Il problema politico è sempre stato cruciale nel Cristianesimo, in un modo o nell’altro, il che ha il suo senso in una religione che fa della “civitas” il suo centro. Il famigerato Index infine sarebbe stato eliminato da Paolo VI, ed è una cosa della quale tanti gli sarebbero debitori: un regno sottovalutato, quello di Paolo VI.
Per finire: la storia mostra come il cambiamento di correnti, ovvero il mutamento della bilancia, con il prevalere definitivo di un gruppo su di un altro, non è questione di secoli: avviene in un momento. E le cose sarebbero potute essere ben diverse, se solo gli eventi fossero avvenuti diversamente in certi “snodi” decisivi: pochi riflettono su questo.
Sullo sfondo vi è la questione teologica, dove in effetti Costantino si affidava ai suoi consiglieri, soprattutto Osio di Cordova – che secondo alcune fonti sarebbe stato però di Alessandria d’Egitto – e, soprattutto, il problema del passaggio da una visione cosmocentrica ad una antropocentrica, problema che va ben al di là della vicenda costantiniana. Quel che si può dire, rimanendo strettamente attinenti al tema in questione, è che il cambiamento iniziò ben prima di Costantino e si completò molto ma molto dopo di lui, con il Rinascimento, giusto un po’ di tempo dopo, ma giusto un poco... I cambiamenti di “visione del mondo” (weltanschauung) sono ben più lunghi e complessi di quelli di forma politica o economica. In linea generale, le visioni del mondo hanno un momento inerziale molto più potente dei problemi di forma politica. Paradossale a dirsi o ad osservarsi, ma la mente è ben più inerziale del corpo.

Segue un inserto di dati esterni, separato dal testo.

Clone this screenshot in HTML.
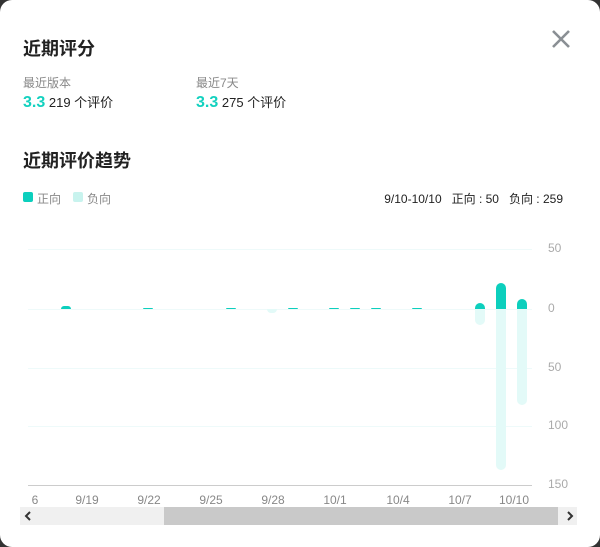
<!DOCTYPE html>
<html><head><meta charset="utf-8"><style>
body{margin:0;width:600px;height:547px;background:#333;overflow:hidden;font-family:"Liberation Sans","Noto Sans CJK SC",sans-serif;}
.m{position:absolute;left:0;top:0;width:600px;height:547px;background:#fff;border-radius:12px;}
.t{position:absolute;font-weight:bold;font-size:18px;color:#222;}
.s{position:absolute;font-size:12px;color:#888;}
.v{position:absolute;font-size:13px;color:#222;}
.v b{color:#13d1bf;font-size:16px;font-weight:900;}
.g{position:absolute;left:28px;width:504px;height:1px;background:#eefafa;}
.yl{position:absolute;left:548px;font-size:12px;color:#aaa;}
.xl{position:absolute;top:493px;font-size:12px;color:#888;transform:translateX(-50%);}
.p{position:absolute;width:10px;background:#0ccfbd;border-radius:5px 5px 0 0;}
.n{position:absolute;width:10px;background:#e3faf8;border-radius:0 0 5px 5px;}
</style></head><body><div class="m">
<div class="t" style="left:23px;top:35px">近期评分</div>
<svg style="position:absolute;left:551px;top:29px" width="20" height="20"><path d="M2 2L18 18M18 2L2 18" stroke="#8a8f94" stroke-width="2.6"/></svg>
<div class="s" style="left:23px;top:74px">最近版本</div>
<div class="v" style="left:23px;top:92px"><b>3.3</b> 219 个评价</div>
<div class="s" style="left:196px;top:74px">最近7天</div>
<div class="v" style="left:196px;top:92px"><b>3.3</b> 275 个评价</div>
<div class="t" style="left:23px;top:147px">近期评价趋势</div>
<div style="position:absolute;left:23px;top:192px;width:10px;height:10px;background:#0ccfbd;border-radius:2px"></div>
<div class="s" style="left:37px;top:190px">正向</div>
<div style="position:absolute;left:73px;top:192px;width:10px;height:10px;background:#c8f3ee;border-radius:2px"></div>
<div class="s" style="left:87px;top:190px">负向</div>
<div style="position:absolute;right:37px;top:190px;font-size:12px;color:#222">9/10-10/10 &nbsp;&nbsp;正向 : 50 &nbsp;&nbsp;负向 : 259</div>
<div class="g" style="top:249px"></div><div class="g" style="top:309px"></div><div class="g" style="top:368px"></div><div class="g" style="top:426px"></div><div class="g" style="top:485px;background:#ccc"></div>
<div class="yl" style="top:241px">50</div><div class="yl" style="top:301px">0</div><div class="yl" style="top:360px">50</div><div class="yl" style="top:418px">100</div><div class="yl" style="top:477px">150</div>
<div class="xl" style="left:35px">6</div><div class="xl" style="left:87px">9/19</div><div class="xl" style="left:149px">9/22</div><div class="xl" style="left:211px">9/25</div><div class="xl" style="left:273px">9/28</div><div class="xl" style="left:335px">10/1</div><div class="xl" style="left:398px">10/4</div><div class="xl" style="left:460px">10/7</div><div class="xl" style="left:514px">10/10</div>
<div class="p" style="left:61px;top:306px;height:3px"></div>
<div class="p" style="left:143px;top:308px;height:1px"></div><div class="p" style="left:226px;top:308px;height:1px"></div>
<div class="p" style="left:288px;top:308px;height:1px"></div><div class="p" style="left:329px;top:308px;height:1px"></div><div class="p" style="left:350px;top:308px;height:1px"></div><div class="p" style="left:371px;top:308px;height:1px"></div><div class="p" style="left:412px;top:308px;height:1px"></div>
<div class="n" style="left:267px;top:309px;height:4px"></div>
<div class="p" style="left:475px;top:303px;height:6px"></div><div class="n" style="left:475px;top:309px;height:16px"></div>
<div class="p" style="left:496px;top:283px;height:26px"></div><div class="n" style="left:496px;top:309px;height:161px"></div>
<div class="p" style="left:517px;top:299px;height:10px"></div><div class="n" style="left:517px;top:309px;height:96px"></div>
<div style="position:absolute;left:20px;top:507px;width:557px;height:18px;background:#f0f0f0"></div>
<div style="position:absolute;left:164px;top:507px;width:394px;height:18px;background:#c9c9c9"></div>
<svg style="position:absolute;left:24px;top:511px" width="8" height="10"><path d="M6 1L2 5L6 9" stroke="#333" stroke-width="2" fill="none"/></svg>
<svg style="position:absolute;left:566px;top:511px" width="8" height="10"><path d="M2 1L6 5L2 9" stroke="#333" stroke-width="2" fill="none"/></svg>
</div></body></html>
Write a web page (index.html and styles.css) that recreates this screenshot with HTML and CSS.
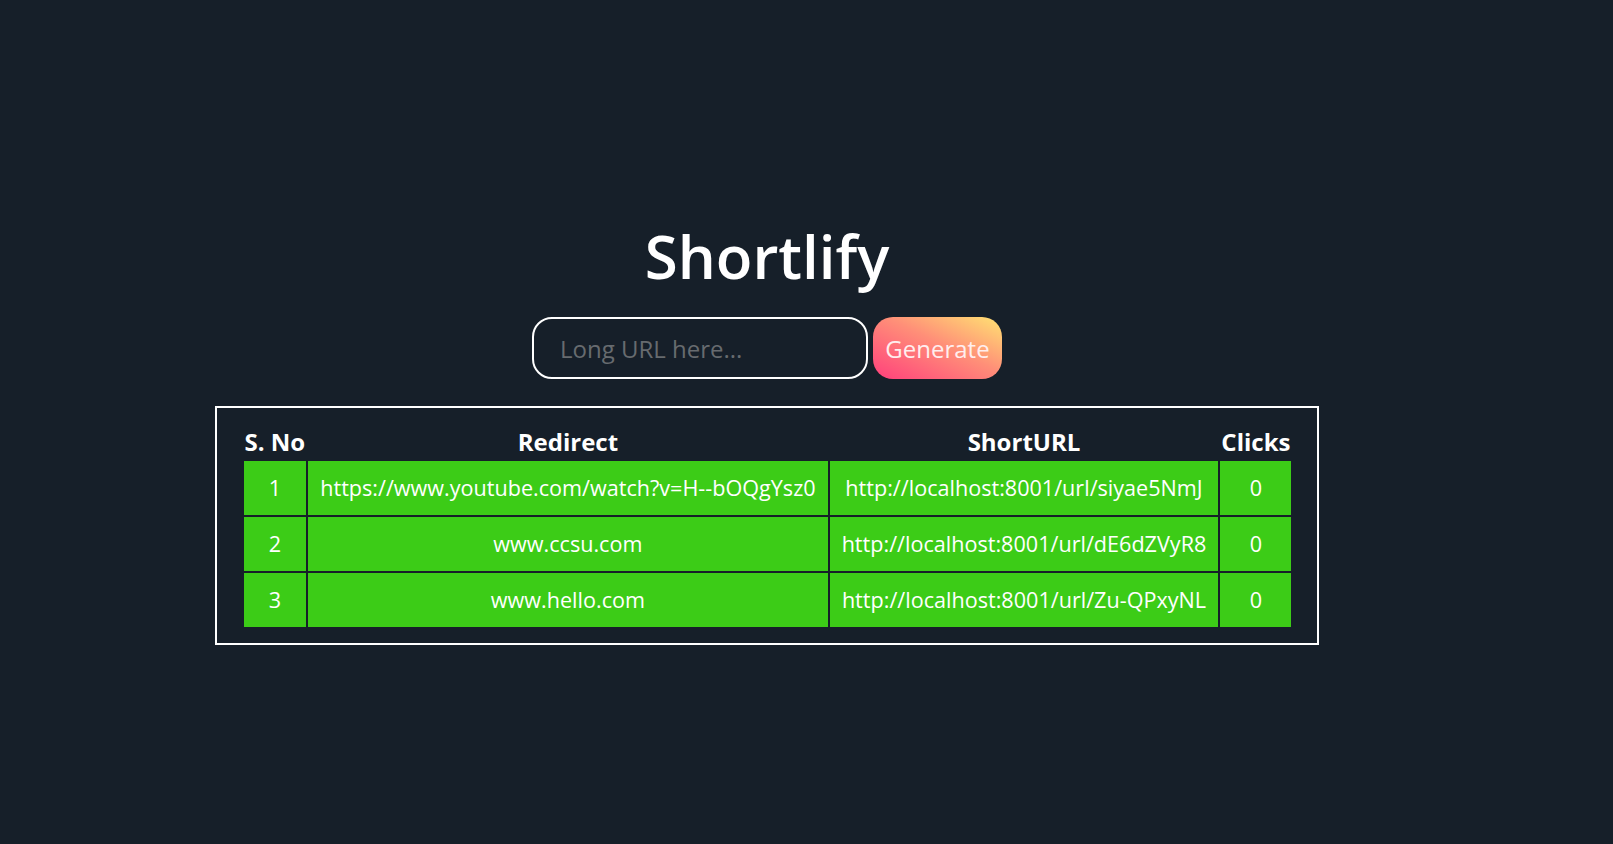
FILE: index.html
```html
<!DOCTYPE html>
<html lang="en">
<head>
<meta charset="utf-8">
<title>Shortlify</title>
<link rel="stylesheet" href="styles.css">
</head>
<body>
<main class="page">
  <h1 class="title">Shortlify</h1>
  <form class="shorten-form">
    <input class="url-input" type="text" placeholder="Long URL here...">
    <button class="generate-btn" type="button">Generate</button>
  </form>
  <section class="table-box">
    <table class="url-table">
      <thead>
        <tr>
          <th>S. No</th>
          <th>Redirect</th>
          <th>ShortURL</th>
          <th>Clicks</th>
        </tr>
      </thead>
      <tbody>
        <tr>
          <td>1</td>
          <td>https://www.youtube.com/watch?v=H--bOQgYsz0</td>
          <td>http://localhost:8001/url/siyae5NmJ</td>
          <td>0</td>
        </tr>
        <tr>
          <td>2</td>
          <td>www.ccsu.com</td>
          <td>http://localhost:8001/url/dE6dZVyR8</td>
          <td>0</td>
        </tr>
        <tr>
          <td>3</td>
          <td>www.hello.com</td>
          <td>http://localhost:8001/url/Zu-QPxyNL</td>
          <td>0</td>
        </tr>
      </tbody>
    </table>
  </section>
</main>
</body>
</html>
```

FILE: styles.css
```css
html, body {
  margin: 0;
  padding: 0;
}

body {
  background: #161f29;
  color: #ffffff;
  font-family: "Open Sans", "Liberation Sans", sans-serif;
  min-height: 100vh;
}

.page {
  width: 1534px;
  padding-top: 215px;
  display: flex;
  flex-direction: column;
  align-items: center;
}

.title {
  margin: 0;
  font-size: 60px;
  font-weight: 600;
  line-height: normal;
  color: #ffffff;
}

.shorten-form {
  margin-top: 20px;
  display: flex;
  align-items: center;
  gap: 5px;
}

.url-input {
  box-sizing: border-box;
  width: 336px;
  height: 62px;
  border: 2px solid #ffffff;
  border-radius: 20px;
  background: #161f29;
  color: #ffffff;
  font-family: "Open Sans", "Liberation Sans", sans-serif;
  font-size: 24px;
  padding: 0 20px 0 26px;
  outline: none;
}

.url-input::placeholder {
  color: #676b6f;
}

.generate-btn {
  box-sizing: border-box;
  width: 129px;
  height: 62px;
  border: none;
  border-radius: 20px;
  background: linear-gradient(to top right, #ff3f7c 0%, #ff8f78 55%, #ffe372 100%);
  color: #ffeeee;
  font-family: "Open Sans", "Liberation Sans", sans-serif;
  font-size: 24px;
  padding: 0;
  cursor: pointer;
}

.table-box {
  margin-top: 27px;
  border: 2px solid #ffffff;
  padding: 14px 24px 14px 25px;
}

.url-table {
  border-spacing: 2px;
}

.url-table th {
  padding: 1px;
  font-size: 24px;
  font-weight: 700;
  line-height: normal;
  text-align: center;
  white-space: nowrap;
}

.url-table td {
  padding: 12px;
  font-size: 21.6px;
  line-height: 30px;
  background: #3ccc17;
  color: #ffffff;
  text-align: center;
  white-space: nowrap;
}
```
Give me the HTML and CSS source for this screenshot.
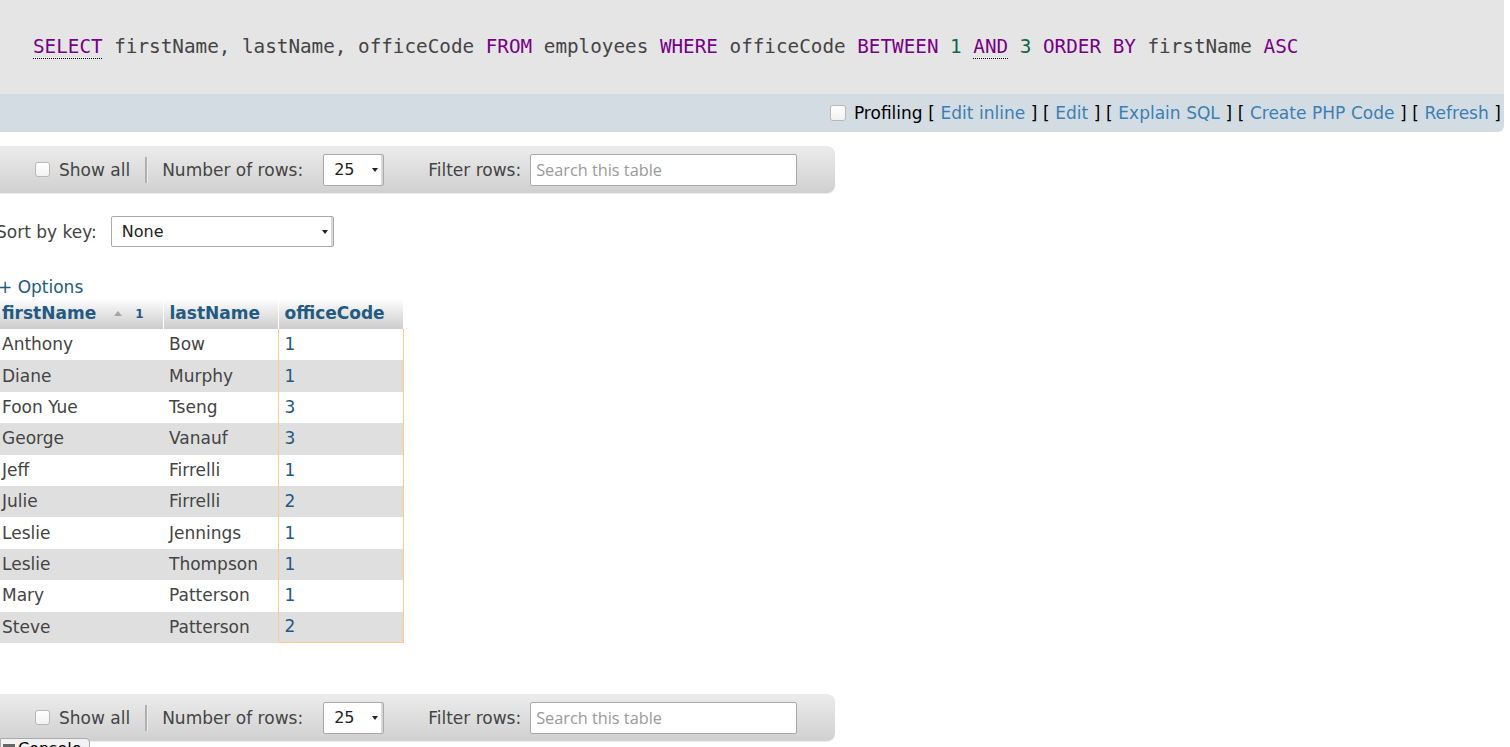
FILE: index.html
```html
<!DOCTYPE html>
<html>
<head>
<meta charset="utf-8">
<link rel="stylesheet" href="styles.css">
</head>
<body>
<div class="sqlbox">
  <code class="sql"><span class="kw doc">SELECT</span> firstName, lastName, officeCode <span class="kw">FROM</span> employees <span class="kw">WHERE</span> officeCode <span class="kw">BETWEEN</span> <span class="num">1</span> <span class="kw doc">AND</span> <span class="num">3</span> <span class="kw">ORDER</span> <span class="kw">BY</span> firstName <span class="kw">ASC</span></code>
</div>
<div class="toolbar">
  <span class="cb"></span>
  <span class="links"><span class="prof">Profiling</span> <span class="br">[</span> <a class="tl">Edit inline</a> <span class="br">]</span> <span class="br">[</span> <a class="tl">Edit</a> <span class="br">]</span> <span class="br">[</span> <a class="tl">Explain SQL</a> <span class="br">]</span> <span class="br">[</span> <a class="tl">Create PHP Code</a> <span class="br">]</span> <span class="br">[</span> <a class="tl">Refresh</a> <span class="br">]</span></span>
</div>

<div class="navbar first">
  <span class="cb"></span><span class="lbl">Show all</span>
  <span class="sep"></span>
  <span class="lbl">Number of rows:</span>
  <span class="sel small"><span class="val">25</span><span class="arrow"></span></span>
  <span class="lbl filter">Filter rows:</span>
  <span class="search">Search this table</span>
</div>

<div class="content">
  <div class="sortrow">
    <span class="lbl">Sort by key:</span>
    <span class="sel wide"><span class="val">None</span><span class="arrow"></span></span>
  </div>
  <div class="options">+ Options</div>
  <table class="data">
    <thead>
      <tr>
        <th class="c1"><span class="hl">firstName</span><span class="sorticon"></span><span class="sortnum">1</span></th>
        <th class="c2"><span class="hl">lastName</span></th>
        <th class="c3"><span class="hl">officeCode</span></th>
      </tr>
    </thead>
    <tbody>
      <tr><td>Anthony</td><td>Bow</td><td class="cond">1</td></tr>
      <tr><td>Diane</td><td>Murphy</td><td class="cond">1</td></tr>
      <tr><td>Foon Yue</td><td>Tseng</td><td class="cond">3</td></tr>
      <tr><td>George</td><td>Vanauf</td><td class="cond">3</td></tr>
      <tr><td>Jeff</td><td>Firrelli</td><td class="cond">1</td></tr>
      <tr><td>Julie</td><td>Firrelli</td><td class="cond">2</td></tr>
      <tr><td>Leslie</td><td>Jennings</td><td class="cond">1</td></tr>
      <tr><td>Leslie</td><td>Thompson</td><td class="cond">1</td></tr>
      <tr><td>Mary</td><td>Patterson</td><td class="cond">1</td></tr>
      <tr><td>Steve</td><td>Patterson</td><td class="cond">2</td></tr>
    </tbody>
  </table>
</div>

<div class="navbar second">
  <span class="cb"></span><span class="lbl">Show all</span>
  <span class="sep"></span>
  <span class="lbl">Number of rows:</span>
  <span class="sel small"><span class="val">25</span><span class="arrow"></span></span>
  <span class="lbl filter">Filter rows:</span>
  <span class="search">Search this table</span>
</div>

<div class="console"><span class="cicon"></span>Console</div>
</body>
</html>
```

FILE: styles.css
```css
html, body {
  margin: 0;
  padding: 0;
  background: #fff;
  overflow: hidden;
}
body {
  font-family: "DejaVu Sans", sans-serif;
  font-size: 17px;
  color: #444;
  width: 1510px;
  height: 747px;
  position: relative;
}

.sqlbox {
  width: 1504px;
  height: 94px;
  background: #e5e5e5;
  display: flex;
  align-items: center;
  box-sizing: border-box;
  padding-left: 33px;
}
.sql {
  font-family: "DejaVu Sans Mono", monospace;
  font-size: 19.3px;
  color: #444;
  white-space: pre;
  margin-top: -1px;
}
.kw { color: #770088; }
.num { color: #116644; }
.doc {
  text-decoration: underline dotted #000;
  text-underline-offset: 5px;
  text-decoration-thickness: 1px;
}

.toolbar {
  width: 1504px;
  height: 38px;
  background: #d3dce3;
  border-bottom-right-radius: 6px;
  display: flex;
  align-items: center;
  justify-content: flex-end;
  box-sizing: border-box;
  padding-right: 3px;
  color: #000;
}
.toolbar .cb { margin-right: 8px; width: 14px; height: 14px; }
.links { white-space: pre; word-spacing: 0.2px; }
.prof { color: #000; }
.br { color: #000; }
.tl { color: #3b7fb4; }

.cb {
  display: inline-block;
  width: 13px;
  height: 13px;
  border: 1px solid #b8b8b8;
  border-radius: 3px;
  background: linear-gradient(#fff, #f2f2f2);
  flex: none;
}

.navbar {
  width: 835px;
  height: 47px;
  box-sizing: border-box;
  background: linear-gradient(#ececec, #d0d0d0);
  border-top-right-radius: 8px;
  border-bottom-right-radius: 8px;
  display: flex;
  align-items: center;
  padding-left: 35px;
  box-shadow: 0 1px 1px rgba(0,0,0,0.08);
}
.navbar.first { margin-top: 14px; }
.navbar.second { margin-top: 51px; }
.navbar .cb { margin-right: 9px; }
.navbar .lbl { color: #444; }
.sep {
  width: 2px;
  height: 26px;
  background: #b0b0b0;
  margin: 0 14px 0 15px;
  border-right: 1px solid #eee;
}

.sel {
  display: inline-flex;
  align-items: center;
  justify-content: space-between;
  height: 32px;
  box-sizing: border-box;
  background: #fff;
  border: 1px solid #aaa;
  border-radius: 2px;
  box-shadow: inset -2px 0 0 #d8d8d8;
  font-size: 16px;
  color: #222;
  padding-left: 10px;
  padding-right: 5px;
}
.sel.small { width: 61px; margin-left: 20px; }
.sel.wide { width: 223px; height: 31px; margin-left: 14px; }
.arrow {
  width: 0;
  height: 0;
  border-left: 3px solid transparent;
  border-right: 3px solid transparent;
  border-top: 4px solid #222;
}
.filter { margin-left: 44px; }
.search {
  margin-left: 9px;
  width: 267px;
  height: 32px;
  box-sizing: border-box;
  background: #fff;
  border: 1px solid #aaa;
  border-radius: 2px;
  font-family: "Open Sans", sans-serif;
  font-size: 16.3px;
  color: #9a9a9a;
  display: flex;
  align-items: center;
  padding-left: 5px;
}

.content { margin-left: -4px; }
.sortrow {
  display: flex;
  align-items: center;
  margin-top: 23px;
  height: 31px;
}
.options {
  color: #235a81;
  margin-top: 27px;
  margin-left: 2px;
  line-height: 26px;
  height: 24px;
}

.data {
  border-collapse: collapse;
  font-size: 17px;
}
.data th {
  height: 31px;
  box-sizing: border-box;
  padding: 0 6px 2px;
  text-align: left;
  font-weight: bold;
  background: linear-gradient(#ffffff, #cccccc);
  border-left: 1px solid #fff;
  white-space: nowrap;
}
.data th.c1 { width: 167px; border-left: none; }
.data th.c2 { width: 115px; }
.data th.c3 { width: 125px; }
.hl { color: #235a81; }
.sorticon {
  display: inline-block;
  width: 0; height: 0;
  border-left: 4px solid transparent;
  border-right: 4px solid transparent;
  border-bottom: 5px solid #a5a5a5;
  margin-left: 18px;
  vertical-align: 3px;
}
.sortnum {
  color: #235a81;
  font-size: 12px;
  font-weight: bold;
  margin-left: 13px;
  vertical-align: 1px;
}
.data td {
  height: 31.4px;
  box-sizing: border-box;
  padding: 0 6px 1px;
  white-space: nowrap;
  color: #444;
}
.data tbody tr:nth-child(even) td { background: #dfdfdf; }
.data td.cond {
  border-left: 1px solid #ffc98f;
  border-right: 1px solid #ffc98f;
  color: #235a81;
}
.data tbody tr:last-child td.cond { border-bottom: 1px solid #ffc98f; }

.console {
  position: absolute;
  left: 0;
  top: 738px;
  width: 90px;
  height: 20px;
  box-sizing: border-box;
  background: #f2f2f2;
  border: 1px solid #aaa;
  border-radius: 0 4px 0 0;
  font-size: 16px;
  color: #000;
  line-height: 20px;
  padding-left: 17px;
}
.cicon {
  position: absolute;
  left: 2px;
  top: 5px;
  width: 12px;
  height: 3px;
  background: #666;
}
```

Costantino si affidava ai suoi consiglieri su questi temi non perché fosse poco colto, oltre ad essere un validissimo combattente ed un astuto stratega, era persona colta ed aveva studiato alla corte di Diocleziano, ma perché il suo “retroterra (background) culturale”, come si dice oggi, era squisitamente greco-romano, non conosceva davvero le Scritture cristiane né aveva una vera conoscenza del mondo ebraico e del suo modo di pensare. Occorre ribadire che la sua cultura di fondo era quella sostanzialmente quella classica.